Tenacious D: The Pick of Destiny
Facts and Figures
In Theaters: Friday 10th November 2006
Box Office Worldwide: $13.4M
Contactmusic.com: 2.5 / 5
IMDB: 7.3 / 10
Tenacious D: The Pick of Destiny Movie Review
Comprised of dueling acoustic guitarists Jack Black and Kyle Gass, the D fills albums with harmonious and ridiculously clever odes to their own awesomeness. Their rock operas would make excellent B-sides for Meat Loaf's Bat Out of Hell album. Indeed, the band belongs on a triple bill with '70s monsters of melodic metal Black Sabbath and Queen.
A feature-length comedy about Tenacious D's origin has been in development for years -- Black was spilling plot details to me in 2003 during our interview for The School of Rock. Now that I've seen the finished piece, I have no idea what took them so long.
The Pick of Destiny script, credited to Black, Gass, and director Liam Lynch, appears to have been written on Taco Bell wrappers after late-night gordita runs. A stoner comedy, it imagines the leads as the next Cheech and Chong, mixing in a healthy dose of the Blues Brothers as the duo embarks on a musical mission from God (there's even a car-crunching police chase late in the film).
Before they can achieve their destiny, though, the musicians need to pay their rent. Since guitar virtuosity is their only commodity, the D enters a local battle of the bands and hunkers down to write the world's best song. When a guitar tech (Ben Stiller) clues them in to the existence of a legendary guitar pick carved from Satan's tooth, Black and Gass hit to road in search of the dark inspiration.

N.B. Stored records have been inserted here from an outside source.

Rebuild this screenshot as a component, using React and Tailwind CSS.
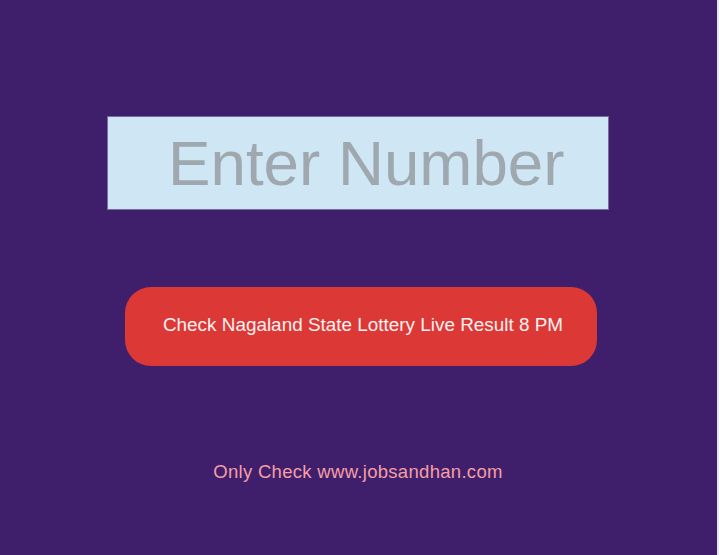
export default function App() {
  return (
    <div className="flex h-[555px] w-[719px] overflow-hidden" style={{ fontFamily: '"Liberation Sans", Arial, sans-serif' }}>
      <main className="flex w-[716px] flex-col items-center bg-[#3f1f6b] pt-[116px]">
        <div className="flex h-[94px] w-[502px] items-center border border-[#7b6a9c] bg-[#cfe6f5] pl-[60px]">
          <span className="text-[63.7px] leading-none text-[#9ea8ae]">Enter Number</span>
        </div>
        <button className="mt-[77px] ml-[6px] flex h-[79px] w-[472px] items-center justify-center rounded-[26px] bg-[#dc3835] pl-[4px] pb-[2px] text-[18.9px] font-light text-[#fdf1f1]">
          Check Nagaland State Lottery Live Result 8 PM
        </button>
        <p className="mt-[92px] text-[18.5px] tracking-[0.3px] text-[#f59ea6]">Only Check www.jobsandhan.com</p>
      </main>
      <div className="w-[1px] bg-[#3f1f6b]" />
      <div className="w-[2px] bg-[#e6e6e6]" />
    </div>
  );
}
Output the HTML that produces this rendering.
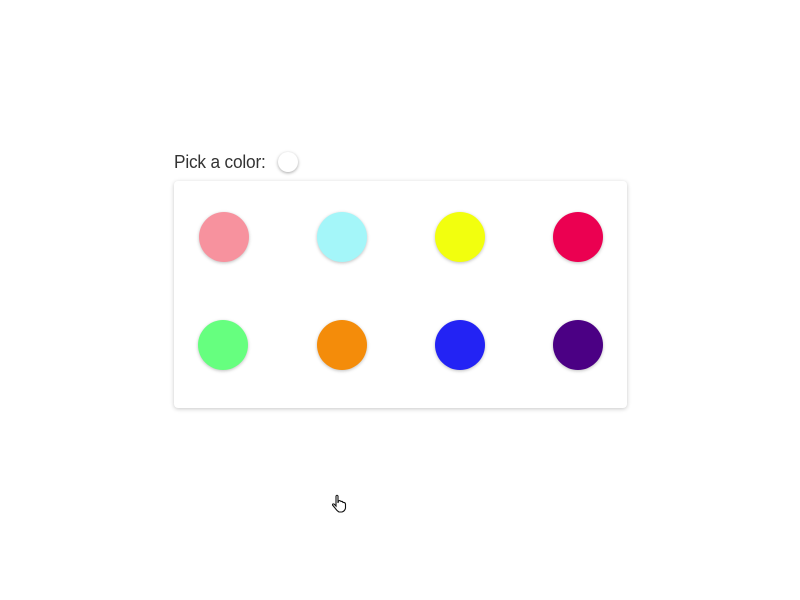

Without a legitimate story, Pick should take an instant stage dive, but the natural chemistry between J.B. and Kage keeps the film from stalling. They're an adorable couple, wedded in the church of unholy matrimony. And musically, the D can back up its boasts of supremacy. The film's best asset is the Pick soundtrack, a power-chord symphony backing up Black's stadium voice, which would test the rafters in vast amphitheaters.
But there isn't enough plot to fill 90 minutes (there's barely enough to fill nine), so Pick stages flabby filler sequences involving ditsy sorority girls, a rainbow-surfing Sasquatch (John C. Reilly), and a Russian vagabond (Tim Robbins) determined to steal the pick of destiny for himself. Sure, the movie's half-baked. But there's a very good chance the audience is, as well.
Consider yourself rocked.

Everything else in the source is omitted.